__GIVEN DATA__
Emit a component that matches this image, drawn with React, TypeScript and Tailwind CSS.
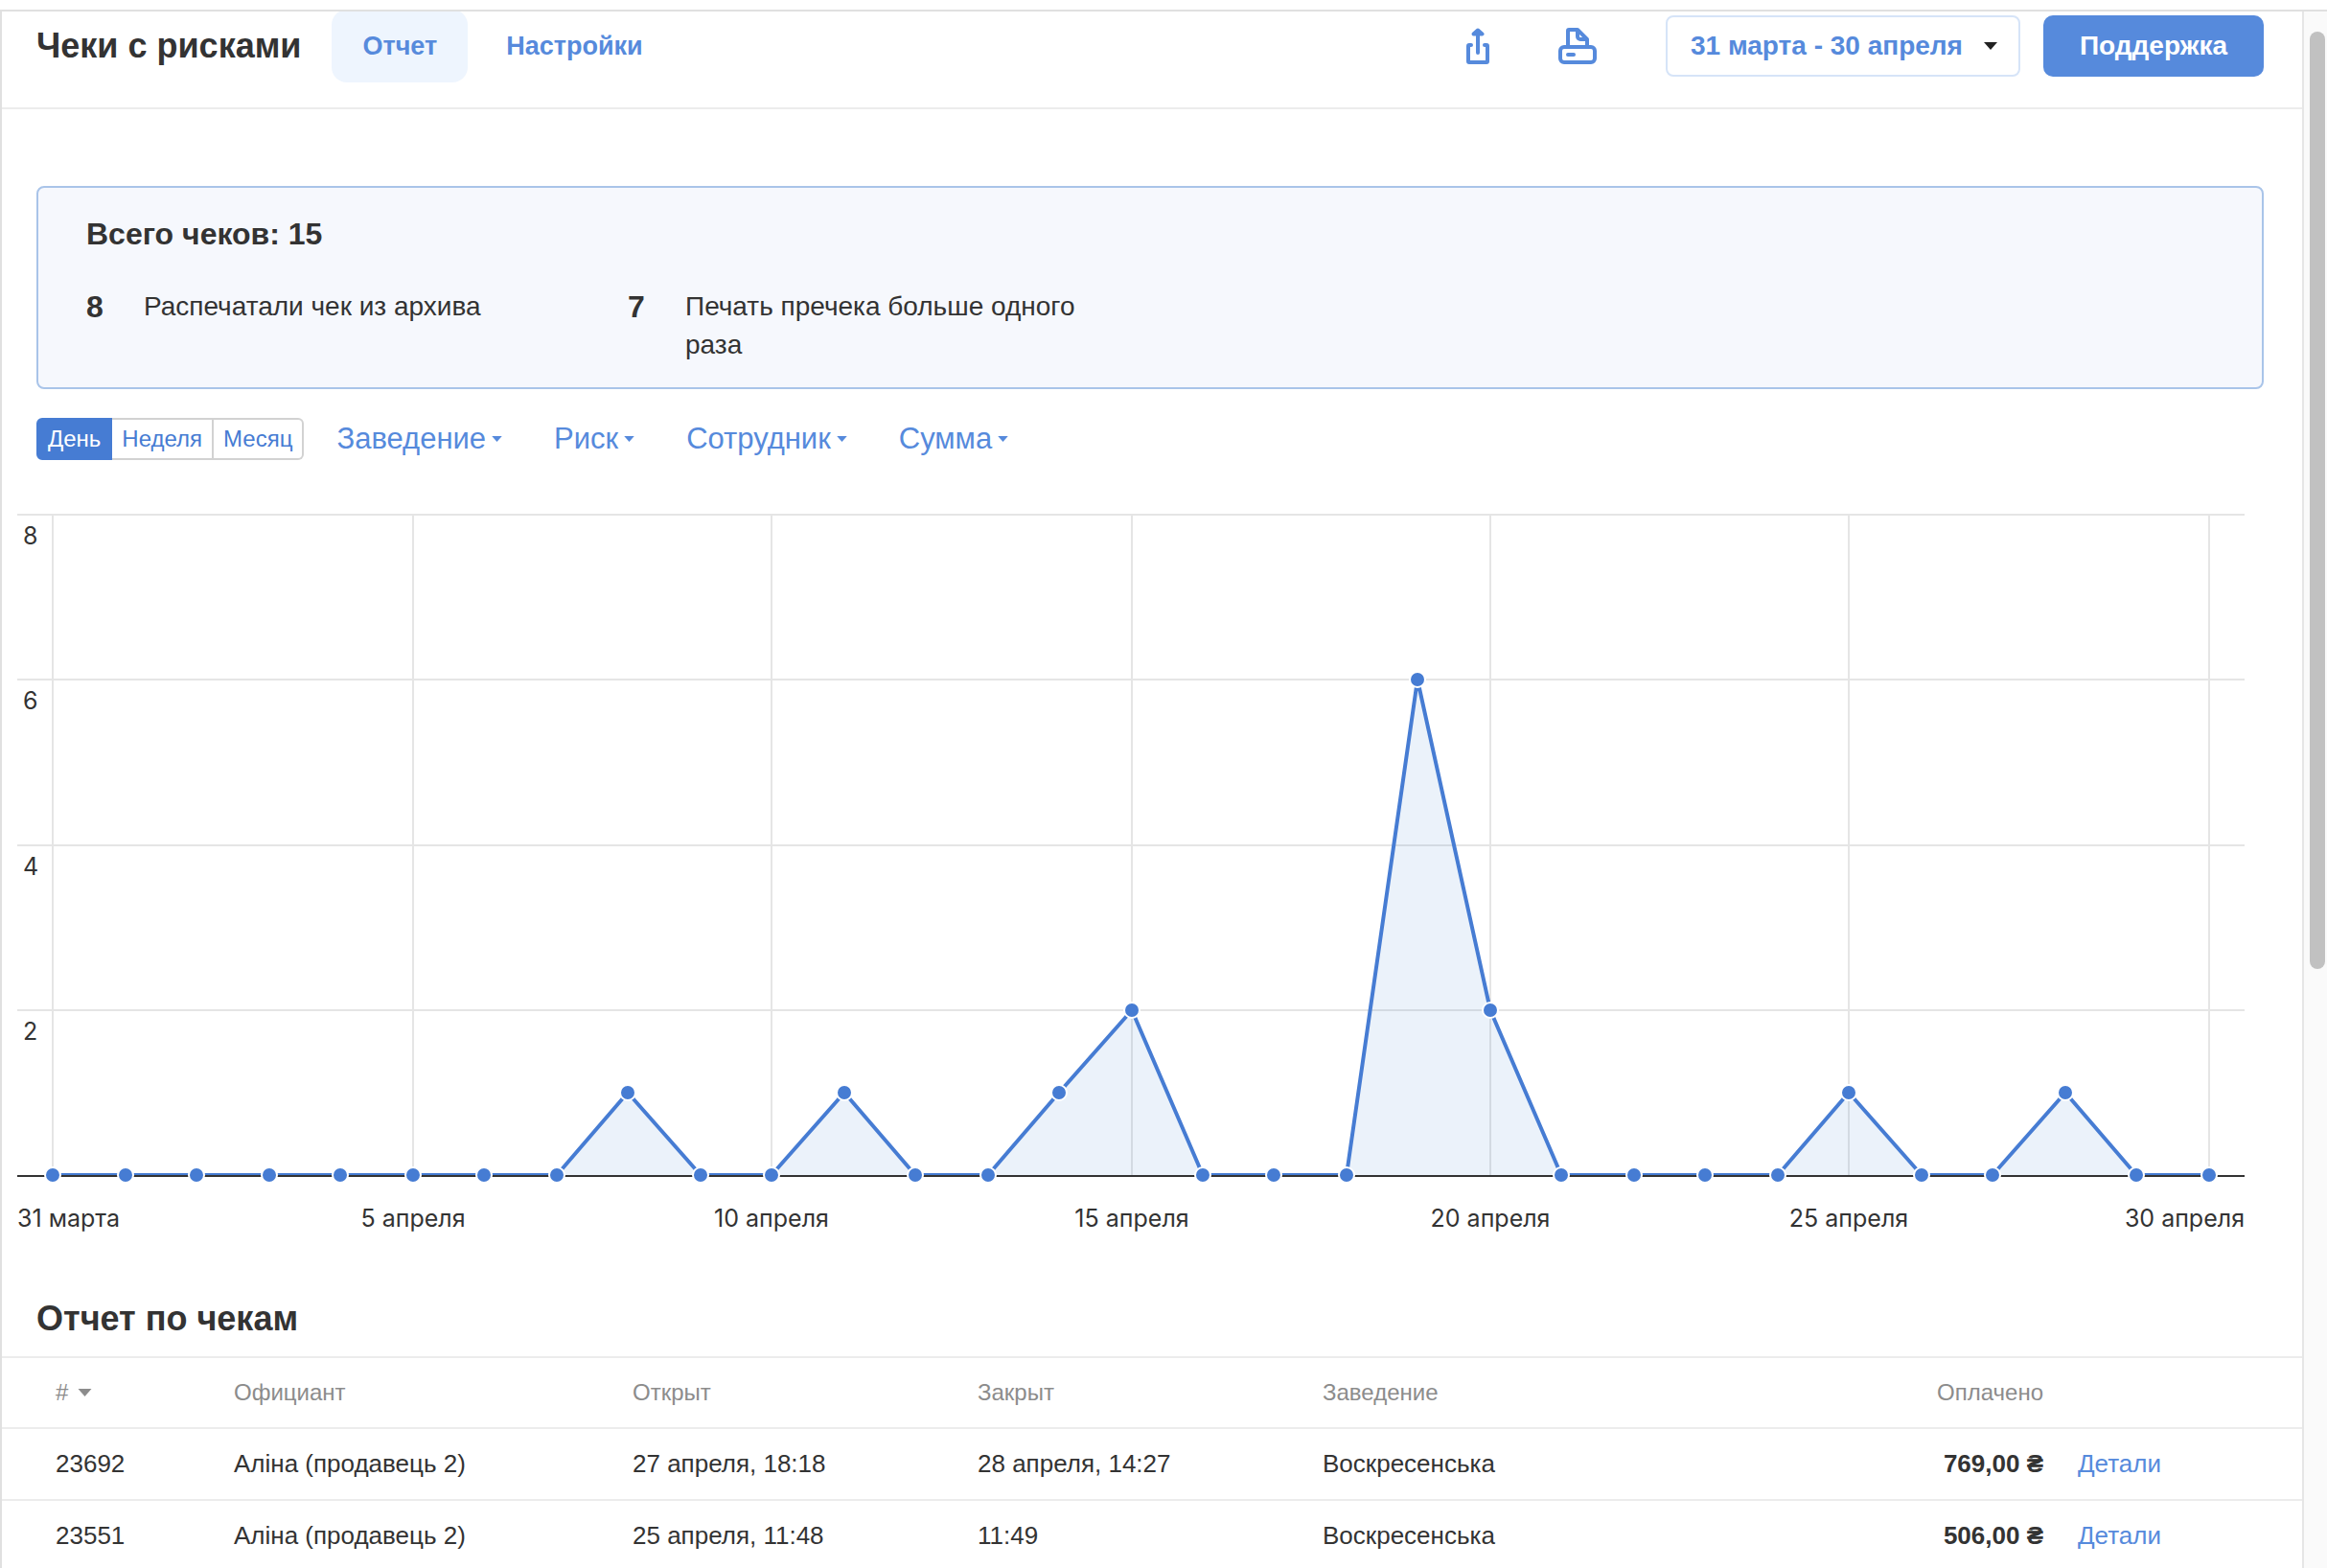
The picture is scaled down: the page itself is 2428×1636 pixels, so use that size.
import { useState } from "react";

const DAYS = [
  0, 0, 0, 0, 0, 0, 0, 0, 1, 0, 0, 1, 0, 0, 1, 2, 0, 0, 0, 6, 2, 0, 0, 0, 0, 1, 0, 0, 1, 0, 0,
];

const PERIODS = ["День", "Неделя", "Месяц"];
const FILTERS = ["Заведение", "Риск", "Сотрудник", "Сумма"];

const RISKS = [
  { count: 8, label: "Распечатали чек из архива" },
  { count: 7, label: "Печать пречека больше одного раза" },
];

const RECEIPTS = [
  { id: "23692", waiter: "Аліна (продавець 2)", opened: "27 апреля, 18:18", closed: "28 апреля, 14:27", place: "Воскресенська", paid: "769,00 ₴" },
  { id: "23551", waiter: "Аліна (продавець 2)", opened: "25 апреля, 11:48", closed: "11:49", place: "Воскресенська", paid: "506,00 ₴" },
];

// chart geometry, in viewBox units; days snap to a 2-unit grid
const W = 2324;
const BASE = 706;
const px = (i: number) => 37 + Math.round(i * 37.49 + 0.16) * 2;
const py = (v: number) => Math.round(BASE - v * 86.1);

function Caret({ className }: { className?: string }) {
  return (
    <svg viewBox="0 0 14 8" className={className} fill="currentColor" aria-hidden="true">
      <path d="M0 0h14L7 8z" />
    </svg>
  );
}

function ShareIcon() {
  return (
    <svg width="24" height="38" viewBox="0 0 24 38" fill="none" stroke="currentColor" strokeWidth="4" strokeLinecap="round" strokeLinejoin="round">
      <path d="M5 18H3a1 1 0 0 0-1 1v16a1 1 0 0 0 1 1h18a1 1 0 0 0 1-1V19a1 1 0 0 0-1-1h-2" />
      <path d="M12 4v22" />
      <path d="M7.500 6.500 12 2.500l4.500 4z" fill="currentColor" />
    </svg>
  );
}

function PrinterIcon() {
  return (
    <svg width="40" height="38" viewBox="0 0 40 38" fill="none" stroke="currentColor" strokeWidth="4" strokeLinecap="round" strokeLinejoin="round">
      <rect x="2" y="20" width="36" height="16" rx="4" />
      <path d="M10 20V3a1 1 0 0 1 1-1h9l10 10v8" />
      <path d="M20 3v6a3 3 0 0 0 3 3h6" />
      <path d="M10 28h6" />
    </svg>
  );
}

function ChecksChart() {
  const line = DAYS.map((v, i) => `${px(i)},${py(v)}`).join(" ");
  return (
    <svg viewBox={`0 0 ${W} 780`} className="block w-full h-auto font-['Inter',sans-serif] text-[25px]" role="img" aria-label="Чеки по дням">
      {[8, 6, 4, 2].map((v) => (
        <g key={v}>
          <line x1="0" x2={W} y1={py(v)} y2={py(v)} stroke="#e5e5e5" strokeWidth="2" />
          <text x="6" y={py(v) + 31} fill="#333">{v}</text>
        </g>
      ))}
      {[0, 5, 10, 15, 20, 25, 30].map((i) => (
        <line key={i} x1={px(i)} x2={px(i)} y1={py(8)} y2={BASE} stroke="#e5e5e5" strokeWidth="2" />
      ))}
      <polygon points={`${px(0)},${BASE} ${line} ${px(30)},${BASE}`} fill="#3f83d2" fillOpacity="0.1" />
      <polyline points={line} fill="none" stroke="#467cd3" strokeWidth="4" strokeLinejoin="round" />
      <line x1="0" x2={W} y1={BASE + 1} y2={BASE + 1} stroke="#333" strokeWidth="2" />
      {DAYS.map((v, i) => (
        <circle key={i} cx={px(i)} cy={py(v)} r="8" fill="#467cd3" stroke="#fff" strokeWidth="2" />
      ))}
      <text x="0" y="760" fill="#333">31 марта</text>
      {[5, 10, 15, 20, 25].map((d) => (
        <text key={d} x={px(d)} y="760" textAnchor="middle" fill="#333">{`${d} апреля`}</text>
      ))}
      <text x={W} y="760" textAnchor="end" fill="#333">30 апреля</text>
    </svg>
  );
}

export default function App() {
  const [period, setPeriod] = useState("День");

  return (
    <div className="flex h-screen flex-col overflow-hidden bg-white pt-[10px] font-['Liberation_Sans',Arial,sans-serif] text-[26px] text-[#333]">
      <div className="flex min-h-0 flex-1 border-t-2 border-l-2 border-[#e0e0e0]">
        <main className="min-w-0 flex-1 overflow-hidden">
          <header className="border-b-2 border-[#ececec] pr-10 pb-7 pl-9">
            <div className="flex h-[72px] items-center">
              <h1 className="text-[36px] font-bold">Чеки с рисками</h1>
              <nav className="ml-8 flex items-center text-[27px] font-bold text-[#568adc]">
                <a href="#report" className="flex h-[76px] items-center rounded-[16px] bg-[#eef5fe] px-8">Отчет</a>
                <a href="#settings" className="flex h-[76px] items-center px-10">Настройки</a>
              </nav>
              <div className="ml-auto flex items-center">
                <button type="button" aria-label="Экспорт" className="mr-[72px] text-[#568adc]">
                  <ShareIcon />
                </button>
                <button type="button" aria-label="Печать" className="mr-[72px] text-[#568adc]">
                  <PrinterIcon />
                </button>
                <div className="relative mr-6">
                  <select aria-label="Период" className="h-16 w-[370px] appearance-none rounded-lg border-2 border-[#d6e4f8] bg-white pl-6 text-[28px] font-bold text-[#568adc]">
                    <option>31 марта - 30 апреля</option>
                  </select>
                  <Caret className="pointer-events-none absolute top-7 right-6 h-2 w-[14px] text-[#222]" />
                </div>
                <button type="button" className="h-16 w-[230px] rounded-[10px] bg-[#568adc] text-[28px] font-bold text-white">
                  Поддержка
                </button>
              </div>
            </div>
          </header>

          <section className="mt-20 mr-10 ml-9 rounded-lg border-2 border-[#a9c4e9] bg-[#f6f8fd] pt-7 pr-12 pb-6 pl-[50px]">
            <h2 className="text-[32px] leading-10 font-bold">Всего чеков: 15</h2>
            <div className="mt-9 flex">
              {RISKS.map((r) => (
                <div key={r.label} className="flex w-[565px] items-start pr-12">
                  <span className="w-[60px] shrink-0 text-[32px] leading-10 font-bold">{r.count}</span>
                  <span className="text-[28px] leading-10">{r.label}</span>
                </div>
              ))}
            </div>
          </section>

          <div className="mt-[30px] ml-9 flex h-11 items-center">
            <div className="flex h-11 text-[24px]">
              {PERIODS.map((p) => (
                <button
                  key={p}
                  type="button"
                  onClick={() => setPeriod(p)}
                  className={
                    "border-y-2 border-r-2 px-[10px] last:rounded-r-md first:rounded-l-md first:border-l-2 " +
                    (p === period
                      ? "border-[#467cd3] bg-[#467cd3] text-white"
                      : "border-[#d2d2d2] bg-white text-[#467cd3]")
                  }
                >
                  {p}
                </button>
              ))}
            </div>
            <div className="ml-[34px] flex gap-[54px] text-[31px] text-[#568adc]">
              {FILTERS.map((f) => (
                <button key={f} type="button" aria-haspopup="listbox" className="flex items-center gap-[6px]">
                  {f}
                  <Caret className="h-[6px] w-[11px]" />
                </button>
              ))}
            </div>
          </div>

          <div className="mt-10 mr-[60px] ml-4">
            <ChecksChart />
          </div>

          <h2 className="mt-[52px] mb-[15px] ml-9 text-[36px] leading-[48px] font-bold">Отчет по чекам</h2>
          <table className="w-full table-fixed border-t-2 border-[#ececec] text-left">
            <thead>
              <tr className="h-[74px] border-b-2 border-[#ececec] text-[24px] text-[#8c8c8c]">
                <th className="w-[242px] pl-14 font-normal">
                  <button type="button" className="flex items-center gap-[10px]">
                    #
                    <Caret className="h-2 w-[15px]" />
                  </button>
                </th>
                <th className="w-[416px] font-normal">Официант</th>
                <th className="w-[360px] font-normal">Открыт</th>
                <th className="w-[360px] font-normal">Закрыт</th>
                <th className="font-normal">Заведение</th>
                <th className="w-[200px] text-right font-normal">Оплачено</th>
                <th className="w-[270px]" aria-label="Действия" />
              </tr>
            </thead>
            <tbody>
              {RECEIPTS.map((r) => (
                <tr key={r.id} className="h-[75px] border-b-2 border-[#ececec]">
                  <td className="pl-14">{r.id}</td>
                  <td>{r.waiter}</td>
                  <td>{r.opened}</td>
                  <td>{r.closed}</td>
                  <td>{r.place}</td>
                  <td className="text-right font-bold">{r.paid}</td>
                  <td className="pl-9">
                    <a href={`#${r.id}`} className="text-[#568adc]">Детали</a>
                  </td>
                </tr>
              ))}
            </tbody>
          </table>
        </main>

        <div className="w-[26px] shrink-0 border-l-2 border-[#e6e6e6] bg-[#fafafa] pt-[21px] pr-[2px] pl-[6px]">
          <div className="h-[61%] rounded-full bg-[#c1c1c1]" />
        </div>
      </div>
    </div>
  );
}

__TASK TO CARRY OUT__
Find each line holding "that". Copy it out.

__COMPLETED TASK__
Emit a component that matches this image, drawn with React, TypeScript and Tailwind CSS.
The picture is scaled down: the page itself is 2428×1636 pixels, so use that size.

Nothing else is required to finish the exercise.